Storage Spaces Direct is an advancement over Storage Spaces’ high availability, storage-management software. Storage Spaces Direct gives you the ability to build a highly available storage system using only directly attached disks on each node. Also Storage Spaces Direct enables organizations to make use of new hardware like NVMe (NVM Express) SSDs and older HDDs; locally accessible node storage can be used as shared storage.

The Resilient File System (ReFS) is another feature that was introduced with Windows 8 and Windows Server 2012. Designed from the beginning to be more resistant to corruption than its predecessor, ReFS brings many advantages to the NTFS on-disk format. Microsoft has elevated both the usefulness and the importance of ReFS in Windows Server 2016 TP2 by making it the preferred file system for Hyper-V workloads.

This has huge performance implications for Hyper-V. For starters, you should see new virtual machines with a fixed-size VHDX created almost as fast as you hit return. The same advantages apply to creating checkpoint files and to merging VHDX files created when you make a backup. These capabilities resemble what ODX (Offloaded Data Transfers) can do on larger storage appliances. One point you need to keep in mind is that ReFS allocates the storage for these operations without initializing it, meaning there could be residual data left over from previous files.

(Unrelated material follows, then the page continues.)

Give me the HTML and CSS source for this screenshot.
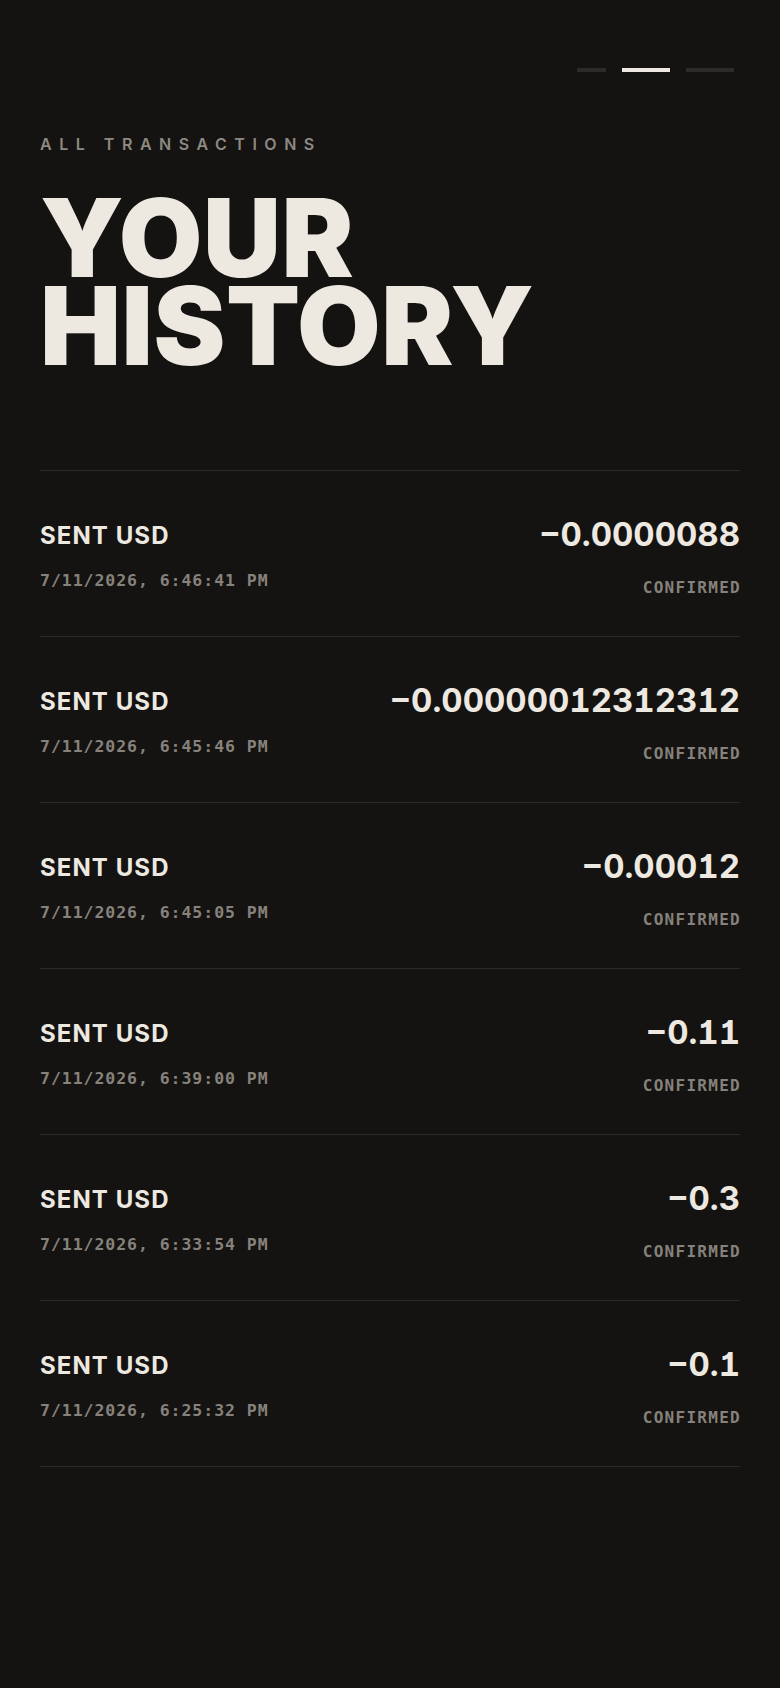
FILE: index.html
```html
<!DOCTYPE html>
<html lang="en">
<head>
<meta charset="UTF-8">
<meta name="viewport" content="width=device-width, initial-scale=1.0">
<title>Your History</title>
<link rel="stylesheet" href="styles.css">
</head>
<body>

<div class="page">
    <div class="steps">
        <span class="step"></span>
        <span class="step step-active"></span>
        <span class="step step-long"></span>
    </div>

    <p class="eyebrow">ALL TRANSACTIONS</p>
    <h1 class="title">YOUR<br>HISTORY</h1>

    <div class="history">
        <div class="tx">
            <div class="tx-left">
                <div class="tx-type">SENT USD</div>
                <div class="tx-date">7/11/2026, 6:46:41 PM</div>
            </div>
            <div class="tx-right">
                <div class="tx-amount">&minus;0.0000088</div>
                <div class="tx-status">CONFIRMED</div>
            </div>
        </div>
        <div class="tx">
            <div class="tx-left">
                <div class="tx-type">SENT USD</div>
                <div class="tx-date">7/11/2026, 6:45:46 PM</div>
            </div>
            <div class="tx-right">
                <div class="tx-amount">&minus;0.00000012312312</div>
                <div class="tx-status">CONFIRMED</div>
            </div>
        </div>
        <div class="tx">
            <div class="tx-left">
                <div class="tx-type">SENT USD</div>
                <div class="tx-date">7/11/2026, 6:45:05 PM</div>
            </div>
            <div class="tx-right">
                <div class="tx-amount">&minus;0.00012</div>
                <div class="tx-status">CONFIRMED</div>
            </div>
        </div>
        <div class="tx">
            <div class="tx-left">
                <div class="tx-type">SENT USD</div>
                <div class="tx-date">7/11/2026, 6:39:00 PM</div>
            </div>
            <div class="tx-right">
                <div class="tx-amount">&minus;0.11</div>
                <div class="tx-status">CONFIRMED</div>
            </div>
        </div>
        <div class="tx">
            <div class="tx-left">
                <div class="tx-type">SENT USD</div>
                <div class="tx-date">7/11/2026, 6:33:54 PM</div>
            </div>
            <div class="tx-right">
                <div class="tx-amount">&minus;0.3</div>
                <div class="tx-status">CONFIRMED</div>
            </div>
        </div>
        <div class="tx">
            <div class="tx-left">
                <div class="tx-type">SENT USD</div>
                <div class="tx-date">7/11/2026, 6:25:32 PM</div>
            </div>
            <div class="tx-right">
                <div class="tx-amount">&minus;0.1</div>
                <div class="tx-status">CONFIRMED</div>
            </div>
        </div>
    </div>
</div>

</body>
</html>
```

FILE: styles.css
```css
body {
    margin: 0;
    padding: 0;
    background-color: #141311;
    color: #ede9e1;
    font-family: Inter, "Noto Sans", sans-serif;
}
.page {
    padding: 0 40px 200px;
}
.steps {
    display: flex;
    justify-content: flex-end;
    gap: 16px;
    padding-top: 68px;
    padding-right: 6px;
}
.step {
    display: block;
    width: 29px;
    height: 4px;
    background-color: #2c2b28;
}
.step-active {
    width: 48px;
    background-color: #ede9e1;
}
.step-long {
    width: 48px;
}
.eyebrow {
    margin: 62px 0 0;
    font-size: 16px;
    line-height: 20px;
    font-weight: 600;
    letter-spacing: 0.47em;
    color: #8d8981;
}
.title {
    margin: 40px 0 0;
    font-size: 108px;
    line-height: 88px;
    font-weight: 900;
    letter-spacing: 0.005em;
    color: #ede9e1;
}
.history {
    margin-top: 100px;
    border-top: 1px solid #2b2a27;
}
.tx {
    display: flex;
    justify-content: space-between;
    align-items: center;
    padding: 43px 0 38px;
    border-bottom: 1px solid #2b2a27;
}
.tx-type {
    font-size: 24px;
    line-height: 29px;
    font-weight: 700;
    letter-spacing: 0.045em;
}
.tx-date {
    margin-top: 21px;
    font-family: "DejaVu Sans Mono", monospace;
    font-size: 16.5px;
    line-height: 20px;
    font-weight: bold;
    letter-spacing: 0.95px;
    color: #86827b;
}
.tx-right {
    text-align: right;
}
.tx-amount {
    font-size: 33px;
    line-height: 40px;
    font-weight: 700;
    font-feature-settings: "tnum", "cv01";
}
.tx-status {
    margin-top: 24px;
    margin-right: -1px;
    font-family: "DejaVu Sans Mono", monospace;
    font-size: 16px;
    line-height: 20px;
    font-weight: bold;
    letter-spacing: 0.08em;
    color: #86827b;
}
```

With Windows Server 2016, your organization gets the functionality to build a Cloud infrastructure and to run a self-service, high-density Cloud. In microservices implementation, Nano Server, dramatically cuts the weight of OS services and is, per Microsoft, the future of the Windows Server platform. Containerization and improved virtualization allow you to create protected environments making issues easy to address. There’s a lot in this important, evolutionary step for Windows Server.

Microsoft’s focus on delivering a hybrid Cloud platform is clearly dictating the direction it’s taking in Windows Server 2016. Improvements to Hyper-V mean it’s easier to host and manage virtual machines as you upgrade your host environment, while PowerShell takes center stage with the arrival of the headless Nano Server option.